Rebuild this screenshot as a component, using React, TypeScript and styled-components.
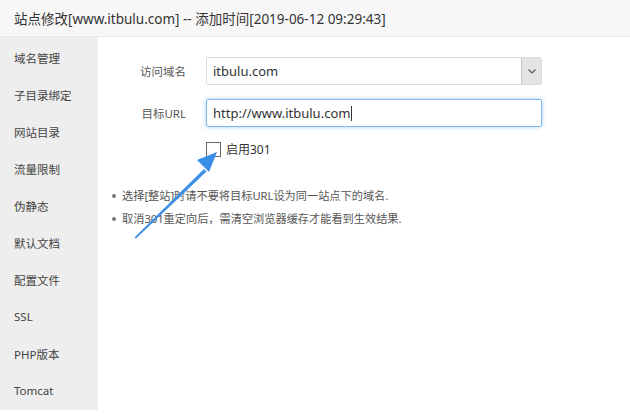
import React from "react";
import styled, { createGlobalStyle } from "styled-components";

const Global = createGlobalStyle`
  html, body { margin: 0; padding: 0; background: #fff; }
  body { font-family: "Noto Sans", "Noto Sans CJK SC", sans-serif; color: #333; }
  * { box-sizing: border-box; }
`;

const Page = styled.div`
  position: relative;
  width: 630px;
  height: 417px;
  overflow: hidden;
  background: #fff;
`;

const Header = styled.div`
  height: 37px;
  background: #f7f7f7;
  border-bottom: 1px solid #e8e8e8;
  display: flex;
  align-items: center;
  padding-left: 14px;
  font-size: 13.5px;
  color: #333;
  padding-bottom: 1px;
`;

const Body = styled.div`
  display: flex;
`;

const Sidebar = styled.div`
  width: 98px;
  height: 373px;
  background: #eeeeee;
  padding-top: 2px;
  display: flex;
  flex-direction: column;
`;

const NavItem = styled.div`
  height: 37px;
  display: flex;
  align-items: center;
  padding-left: 14px;
  font-size: 11.5px;
  color: #444;
`;

const Main = styled.div`
  flex: 1;
  padding: 20px 0 0 14px;
`;

const Row = styled.div`
  display: flex;
  align-items: center;
  margin-bottom: 14px;
`;

const Label = styled.div`
  width: 74px;
  text-align: right;
  font-size: 11.5px;
  color: #555;
  margin-right: 20px;
`;

const SelectBox = styled.div`
  width: 336px;
  height: 28px;
  border: 1px solid #dcdcdc;
  border-radius: 2px;
  display: flex;
  align-items: stretch;
  background: #fff;
`;

const FieldText = styled.div`
  flex: 1;
  display: flex;
  align-items: center;
  padding-left: 6px;
  font-size: 13px;
  color: #333;
`;

const DropBtn = styled.div`
  width: 20px;
  background: #e4e4e4;
  border-left: 1px solid #c8c8c8;
  display: flex;
  align-items: center;
  justify-content: center;
`;

const Input = styled.div`
  width: 336px;
  height: 28px;
  border: 1px solid #7fb8ee;
  border-radius: 2px;
  box-shadow: 0 0 4px rgba(102, 175, 233, 0.6);
  display: flex;
  align-items: center;
  padding-left: 6px;
  font-size: 13px;
  color: #333;
`;

const Caret = styled.span`
  display: inline-block;
  width: 1px;
  height: 15px;
  background: #333;
  margin-left: 1px;
`;

const CheckRow = styled.div`
  display: flex;
  align-items: center;
  margin-left: 94px;
  margin-top: -1px;
`;

const Box = styled.div`
  width: 15px;
  height: 15px;
  border: 1px solid #666;
  background: #fff;
  margin-right: 5px;
`;

const CheckLabel = styled.span`
  font-size: 12px;
  color: #333;
`;

const Tips = styled.ul`
  margin: 26px 0 0 0;
  padding: 0 0 0 10px;
  list-style: none;
`;

const Tip = styled.li`
  position: relative;
  font-size: 11.2px;
  color: #555;
  line-height: 23px;
  &::before {
    content: "";
    position: absolute;
    left: -10px;
    top: 10px;
    width: 4px;
    height: 4px;
    border-radius: 50%;
    background: #777;
  }
`;

const ArrowLayer = styled.svg`
  position: absolute;
  left: 0;
  top: 0;
  pointer-events: none;
`;

const navItems = [
  "域名管理",
  "子目录绑定",
  "网站目录",
  "流量限制",
  "伪静态",
  "默认文档",
  "配置文件",
  "SSL",
  "PHP版本",
  "Tomcat",
];

export default function App() {
  return (
    <>
      <Global />
      <Page>
        <Header>站点修改[www.itbulu.com] -- 添加时间[2019-06-12 09:29:43]</Header>
        <Body>
          <Sidebar>
            {navItems.map((n) => (
              <NavItem key={n}>{n}</NavItem>
            ))}
          </Sidebar>
          <Main>
            <Row>
              <Label>访问域名</Label>
              <SelectBox>
                <FieldText>itbulu.com</FieldText>
                <DropBtn>
                  <svg width="8" height="5" viewBox="0 0 8 5">
                    <path d="M0.5 0.5 L4 4 L7.5 0.5" fill="none" stroke="#555" strokeWidth="1.1" />
                  </svg>
                </DropBtn>
              </SelectBox>
            </Row>
            <Row>
              <Label>目标URL</Label>
              <Input>
                http://www.itbulu.com
                <Caret />
              </Input>
            </Row>
            <CheckRow>
              <Box />
              <CheckLabel>启用301</CheckLabel>
            </CheckRow>
            <Tips>
              <Tip>选择[整站]时请不要将目标URL设为同一站点下的域名.</Tip>
              <Tip>取消301重定向后，需清空浏览器缓存才能看到生效结果.</Tip>
            </Tips>
          </Main>
        </Body>
        <ArrowLayer width="630" height="417" viewBox="0 0 630 417">
          <path d="M134.5 237.5 L204 169 L206.5 171.5 L136 238.5 Z" fill="#3a8ee6" />
          <path d="M217 152 L197 160 L209 172 Z" fill="#3a8ee6" />
        </ArrowLayer>
      </Page>
    </>
  );
}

**PROBLEM:** Reproduce the data above in full, exactly as it is, with the pictures left out.

**COMPLETED TASK:**
Rebuild this screenshot as a component, using React, TypeScript and styled-components.
import React from "react";
import styled, { createGlobalStyle } from "styled-components";

const Global = createGlobalStyle`
  html, body { margin: 0; padding: 0; background: #fff; }
  body { font-family: "Noto Sans", "Noto Sans CJK SC", sans-serif; color: #333; }
  * { box-sizing: border-box; }
`;

const Page = styled.div`
  position: relative;
  width: 630px;
  height: 417px;
  overflow: hidden;
  background: #fff;
`;

const Header = styled.div`
  height: 37px;
  background: #f7f7f7;
  border-bottom: 1px solid #e8e8e8;
  display: flex;
  align-items: center;
  padding-left: 14px;
  font-size: 13.5px;
  color: #333;
  padding-bottom: 1px;
`;

const Body = styled.div`
  display: flex;
`;

const Sidebar = styled.div`
  width: 98px;
  height: 373px;
  background: #eeeeee;
  padding-top: 2px;
  display: flex;
  flex-direction: column;
`;

const NavItem = styled.div`
  height: 37px;
  display: flex;
  align-items: center;
  padding-left: 14px;
  font-size: 11.5px;
  color: #444;
`;

const Main = styled.div`
  flex: 1;
  padding: 20px 0 0 14px;
`;

const Row = styled.div`
  display: flex;
  align-items: center;
  margin-bottom: 14px;
`;

const Label = styled.div`
  width: 74px;
  text-align: right;
  font-size: 11.5px;
  color: #555;
  margin-right: 20px;
`;

const SelectBox = styled.div`
  width: 336px;
  height: 28px;
  border: 1px solid #dcdcdc;
  border-radius: 2px;
  display: flex;
  align-items: stretch;
  background: #fff;
`;

const FieldText = styled.div`
  flex: 1;
  display: flex;
  align-items: center;
  padding-left: 6px;
  font-size: 13px;
  color: #333;
`;

const DropBtn = styled.div`
  width: 20px;
  background: #e4e4e4;
  border-left: 1px solid #c8c8c8;
  display: flex;
  align-items: center;
  justify-content: center;
`;

const Input = styled.div`
  width: 336px;
  height: 28px;
  border: 1px solid #7fb8ee;
  border-radius: 2px;
  box-shadow: 0 0 4px rgba(102, 175, 233, 0.6);
  display: flex;
  align-items: center;
  padding-left: 6px;
  font-size: 13px;
  color: #333;
`;

const Caret = styled.span`
  display: inline-block;
  width: 1px;
  height: 15px;
  background: #333;
  margin-left: 1px;
`;

const CheckRow = styled.div`
  display: flex;
  align-items: center;
  margin-left: 94px;
  margin-top: -1px;
`;

const Box = styled.div`
  width: 15px;
  height: 15px;
  border: 1px solid #666;
  background: #fff;
  margin-right: 5px;
`;

const CheckLabel = styled.span`
  font-size: 12px;
  color: #333;
`;

const Tips = styled.ul`
  margin: 26px 0 0 0;
  padding: 0 0 0 10px;
  list-style: none;
`;

const Tip = styled.li`
  position: relative;
  font-size: 11.2px;
  color: #555;
  line-height: 23px;
  &::before {
    content: "";
    position: absolute;
    left: -10px;
    top: 10px;
    width: 4px;
    height: 4px;
    border-radius: 50%;
    background: #777;
  }
`;

const ArrowLayer = styled.svg`
  position: absolute;
  left: 0;
  top: 0;
  pointer-events: none;
`;

const navItems = [
  "域名管理",
  "子目录绑定",
  "网站目录",
  "流量限制",
  "伪静态",
  "默认文档",
  "配置文件",
  "SSL",
  "PHP版本",
  "Tomcat",
];

export default function App() {
  return (
    <>
      <Global />
      <Page>
        <Header>站点修改[www.itbulu.com] -- 添加时间[2019-06-12 09:29:43]</Header>
        <Body>
          <Sidebar>
            {navItems.map((n) => (
              <NavItem key={n}>{n}</NavItem>
            ))}
          </Sidebar>
          <Main>
            <Row>
              <Label>访问域名</Label>
              <SelectBox>
                <FieldText>itbulu.com</FieldText>
                <DropBtn>
                  <svg width="8" height="5" viewBox="0 0 8 5">
                    <path d="M0.5 0.5 L4 4 L7.5 0.5" fill="none" stroke="#555" strokeWidth="1.1" />
                  </svg>
                </DropBtn>
              </SelectBox>
            </Row>
            <Row>
              <Label>目标URL</Label>
              <Input>
                http://www.itbulu.com
                <Caret />
              </Input>
            </Row>
            <CheckRow>
              <Box />
              <CheckLabel>启用301</CheckLabel>
            </CheckRow>
            <Tips>
              <Tip>选择[整站]时请不要将目标URL设为同一站点下的域名.</Tip>
              <Tip>取消301重定向后，需清空浏览器缓存才能看到生效结果.</Tip>
            </Tips>
          </Main>
        </Body>
        <ArrowLayer width="630" height="417" viewBox="0 0 630 417">
          <path d="M134.5 237.5 L204 169 L206.5 171.5 L136 238.5 Z" fill="#3a8ee6" />
          <path d="M217 152 L197 160 L209 172 Z" fill="#3a8ee6" />
        </ArrowLayer>
      </Page>
    </>
  );
}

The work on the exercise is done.